Author: Attila Kun (Károli Gáspár University of the Reformed Church in Hungary and University of Public Service, Ludovika)

On 11 June 2021, the European Parliament’s Committee on Employment and Social Affairs published a Draft Report on “democracy at work: a European framework for employees’ participation rights and the revision of the European Works Council Directive” ((2021/2005(INI)). The Draft Report has a very ambitious tone, perceiving “democracy at work” as a building block of a diverse and socially sustainable future and as part of sustainable corporate governance. It states that employees are not mere ‘stakeholders’ of companies, but ‘constituting parties’ alongside shareholders and managers. According to the philosophy of the Report, more democracy at work links the debate on the future of work with the debate on the future of EU and strengthening democracy in Europe.

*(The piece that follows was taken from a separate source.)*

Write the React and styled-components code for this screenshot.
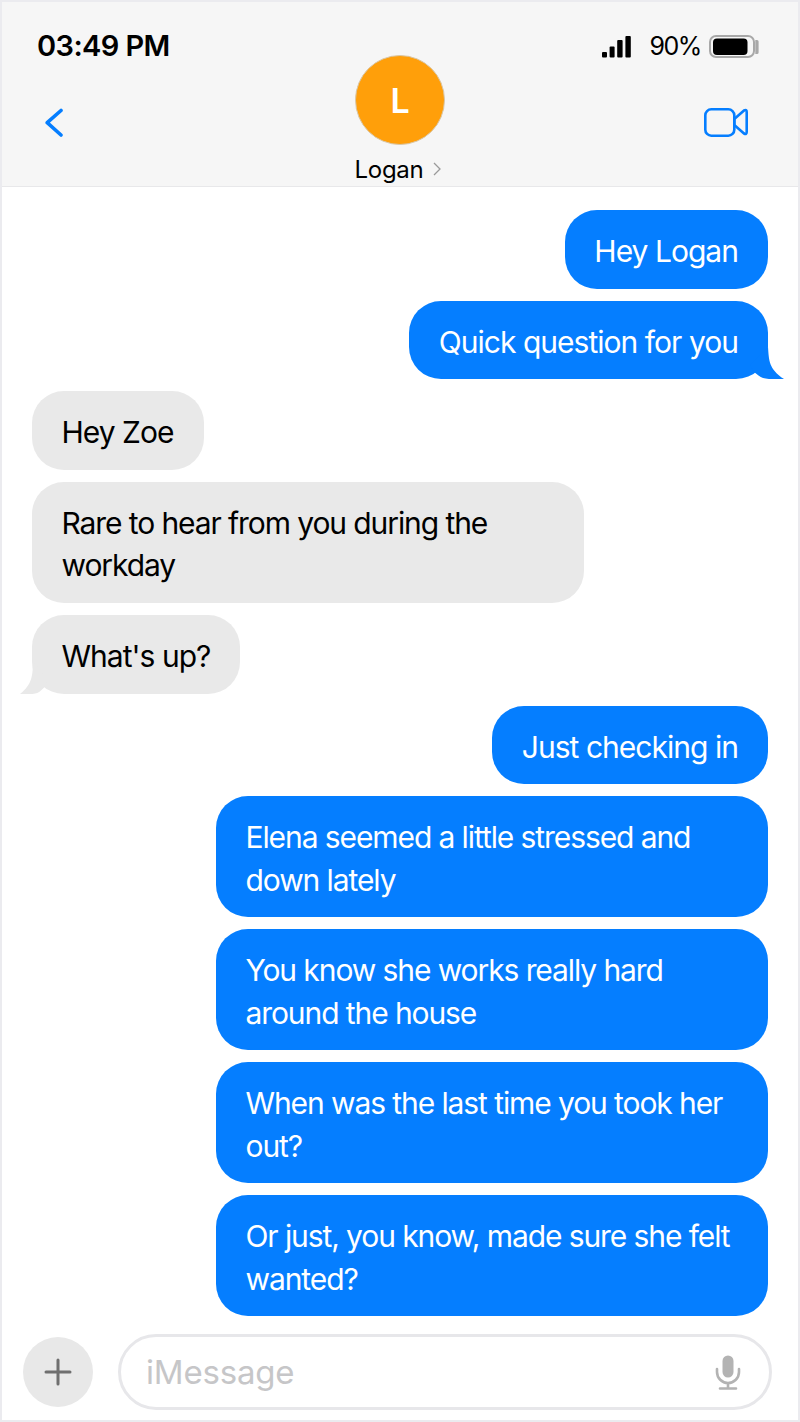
import React from "react";
import styled, { createGlobalStyle } from "styled-components";

const Global = createGlobalStyle`
  html, body { margin: 0; padding: 0; background: #fff; }
  * { box-sizing: border-box; }
`;
const Phone = styled.div`
  width: 800px; height: 1422px; border: 2px solid #ebebef; background: #fff;
  font-family: Inter, "Liberation Sans", sans-serif; color: #000;
  display: flex; flex-direction: column; overflow: hidden;
`;
const Header = styled.header`
  height: 185px; flex: none; background: #f6f6f6; border-bottom: 1px solid #e8e8ea;
  display: flex; flex-direction: column;
`;
const StatusBar = styled.div`
  height: 53px; flex: none; padding: 35px 39px 0 35px;
  display: flex; justify-content: space-between; align-items: center;
`;
const Clock = styled.span`
  font-size: 29px; font-weight: 600; letter-spacing: -0.6px; line-height: 38px;
`;
const Status = styled.div`display: flex; align-items: center;`;
const Battery = styled.span`font-size: 25px; line-height: 30px; margin: 0 8px 0 18px; letter-spacing: -1.4px;`;
const Nav = styled.div`
  flex: 1; padding: 0 50px 0 43px; display: grid; grid-template-columns: 310px 90px 1fr; align-items: start;
`;
const IconSlot = styled.div`
  display: flex; margin-top: 51px; justify-content: ${p => (p.$end ? "flex-end" : "flex-start")};
`;
const Contact = styled.div`display: flex; flex-direction: column; align-items: center; width: 90px;`;
const Avatar = styled.div`
  width: 90px; height: 90px; flex: none; border-radius: 50%; background: #ff9f0a; border: 1px solid #d9c7a8;
  color: #fff; font-size: 34px; font-weight: 600; display: flex; align-items: center; justify-content: center;
`;
const NameRow = styled.div`display: flex; align-items: center; gap: 10px; margin: 8px -4px 0 -4px; height: 32px; white-space: nowrap; transform: translateX(-2px);`;
const Name = styled.span`font-size: 24px; letter-spacing: -0.3px;`;
const Thread = styled.main`
  flex: 1; padding: 23px 30px 0; display: flex; flex-direction: column; gap: 12px; min-height: 0;
`;
const Bubble = styled.div`
  position: relative; max-width: 552px; width: ${p => (p.$wide ? "552px" : "fit-content")};
  padding: 20.17px 30px 16.17px 29.5px; border-radius: 32px; font-size: 30px; line-height: 42.33px;
  letter-spacing: ${p => (p.$wide ? "-1.09px" : "-0.97px")};
  background: ${p => (p.$mine ? "#057eff" : "#e9e9e9")};
  color: ${p => (p.$mine ? "#fff" : "#000")};
  align-self: ${p => (p.$mine ? "flex-end" : "flex-start")};
`;
const Tail = styled.svg`
  position: absolute; bottom: 0; height: 34px; width: ${p => (p.$mine ? 34 : 28)}px;
  ${p => (p.$mine ? "right: -16px;" : "left: -12px; transform: scaleX(-1);")}
`;
const Composer = styled.footer`
  height: 72px; flex: none; margin-bottom: 12px; padding: 0 26px 0 21px; display: flex; align-items: center; gap: 25px;
`;
const Plus = styled.div`
  width: 70px; height: 70px; border-radius: 50%; background: #e8e8e8; flex: none;
  display: flex; align-items: center; justify-content: center;
`;
const Field = styled.div`
  flex: 1; height: 76px; border: 3px solid #e7e7ea; border-radius: 38px; padding: 0 28px 0 25px;
  display: flex; align-items: center; justify-content: space-between;
`;
const Placeholder = styled.span`font-size: 33px; color: #c6c6c8; letter-spacing: -0.2px;`;

const Message = ({ mine, wide, tail, children }) => (
  <Bubble $mine={mine} $wide={wide}>
    {children}
    {tail && (
      <Tail $mine={mine} viewBox="0 0 34 34" preserveAspectRatio="none">
        <path d="M18 2C19 15 18.5 24 34 34C28 34.5 18 34.5 13 33C10 32 7 29.5 4 27L0 20Z" fill={mine ? "#057eff" : "#e9e9e9"} />
      </Tail>
    )}
  </Bubble>
);

export default function App() {
  return (
    <>
      <Global />
      <Phone>
        <Header>
          <StatusBar>
            <Clock>03:49 PM</Clock>
            <Status>
              <svg width="29" height="24" viewBox="0 0 29 24">
                <rect x="0" y="18" width="5" height="5.5" rx="1" />
                <rect x="7.6" y="12.5" width="5" height="11" rx="1" />
                <rect x="15.2" y="6" width="5.4" height="17.5" rx="1" />
                <rect x="23.4" y="2" width="5.4" height="21.5" rx="1" />
              </svg>
              <Battery>90%</Battery>
              <svg width="50" height="24" viewBox="0 0 50 24">
                <rect x="1" y="2" width="44" height="21" rx="6" fill="none" stroke="#a8a8a8" strokeWidth="2" />
                <rect x="4" y="4.5" width="34.5" height="16.5" rx="4" fill="#000" />
                <path d="M46.3 6h1.7a1.6 1.6 0 0 1 1.6 1.6v10.8a1.6 1.6 0 0 1-1.6 1.6h-1.7z" fill="#a8a8a8" />
              </svg>
            </Status>
          </StatusBar>
          <Nav>
            <IconSlot>
              <svg width="20" height="34" viewBox="0 0 20 34" fill="none" stroke="#057eff" strokeWidth="3.6" strokeLinecap="round" strokeLinejoin="round">
                <path d="M16 4.5 L2.2 16.7 L16 29" />
              </svg>
            </IconSlot>
            <Contact>
              <Avatar>L</Avatar>
              <NameRow>
                <Name>Logan</Name>
                <svg width="8" height="14" viewBox="0 0 8 14" fill="none" stroke="#9a9a9a" strokeWidth="1.3">
                  <path d="M1 1 L7 7 L1 13" />
                </svg>
              </NameRow>
            </Contact>
            <IconSlot $end>
              <svg width="44" height="32" viewBox="0 0 44 32" fill="none" stroke="#057eff" strokeWidth="2.6" strokeLinejoin="round">
                <rect x="1.3" y="3.3" width="29" height="26.4" rx="6" />
                <path d="M30.3 13 L40 4.5 Q42.7 3.2 42.7 6 V26 Q42.7 28.8 40 27.5 L30.3 19Z" />
              </svg>
            </IconSlot>
          </Nav>
        </Header>
        <Thread>
          <Message mine>Hey Logan</Message>
          <Message mine tail>Quick question for you</Message>
          <Message>Hey Zoe</Message>
          <Message wide>Rare to hear from you during the workday</Message>
          <Message tail>What's up?</Message>
          <Message mine>Just checking in</Message>
          <Message mine wide>Elena seemed a little stressed and down lately</Message>
          <Message mine wide>You know she works really hard around the house</Message>
          <Message mine wide>When was the last time you took her out?</Message>
          <Message mine wide>Or just, you know, made sure she felt wanted?</Message>
        </Thread>
        <Composer>
          <Plus>
            <svg width="28" height="28" viewBox="0 0 28 28" stroke="#6f6f6f" strokeWidth="3" strokeLinecap="round">
              <path d="M14 2V26M2 14H26" />
            </svg>
          </Plus>
          <Field>
            <Placeholder>iMessage</Placeholder>
            <svg width="26" height="36" viewBox="0 0 26 36" fill="none" stroke="#b3b3b3" strokeWidth="2.6">
              <rect x="7.5" y="1.5" width="11" height="22" rx="5.5" fill="#b3b3b3" stroke="none" />
              <path d="M2 15V18A11 11 0 0 0 24 18V15M13 29V34M5 34.5H21" strokeLinecap="round" />
            </svg>
          </Field>
        </Composer>
      </Phone>
    </>
  );
}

The document also contains a concrete motion for a European Parliament resolution. Among others, it calls on the Commission and the Member States to establish the necessary conditions and requirements to ensure that at least 80 % of corporations in the EU are covered by sustainable corporate governance agreements by 2030. Furthermore, the Draft report argues for a new comprehensive legal framework (i.e. a new framework Directive) for information, consultation and board-level representation in order to strengthen, enforce and consolidate all the relevant EU laws to ensure that information and consultation is an integral part of company decision-making at all levels within companies. It recalls that the European Works Council Directive is also part of the EU acquis on information for and consultation of employees, but expresses concern over shortcomings in the directive’s design, notably the enforcement of information and consultation rights. Thus, the new framework should include or be accompanied by renewed efforts to introduce the necessary improvements to the legal framework on European Works Councils.

It remains to be seen whether the newly (re)found notion of “democracy at work” might really contribute to the meaningful strengthening of the European legal framework of Employee Involvement, or it is just more like a shallow political catchphrase, or, at best, a new starting point for a process of enhanced “mainstreaming” of the idea of worker participation within the EU. Considering this Report together with other recent EU-documents in the field (see for example: “Report on strengthening EU social dialogue” by Ms Andrea Nahles, Special Advisor on Social Dialogue to Nicolas Schmit, Commissioner for Jobs and Social Rights, European Commission, February 2021) one can be rather optimistic about the future of European Collective Labour Law.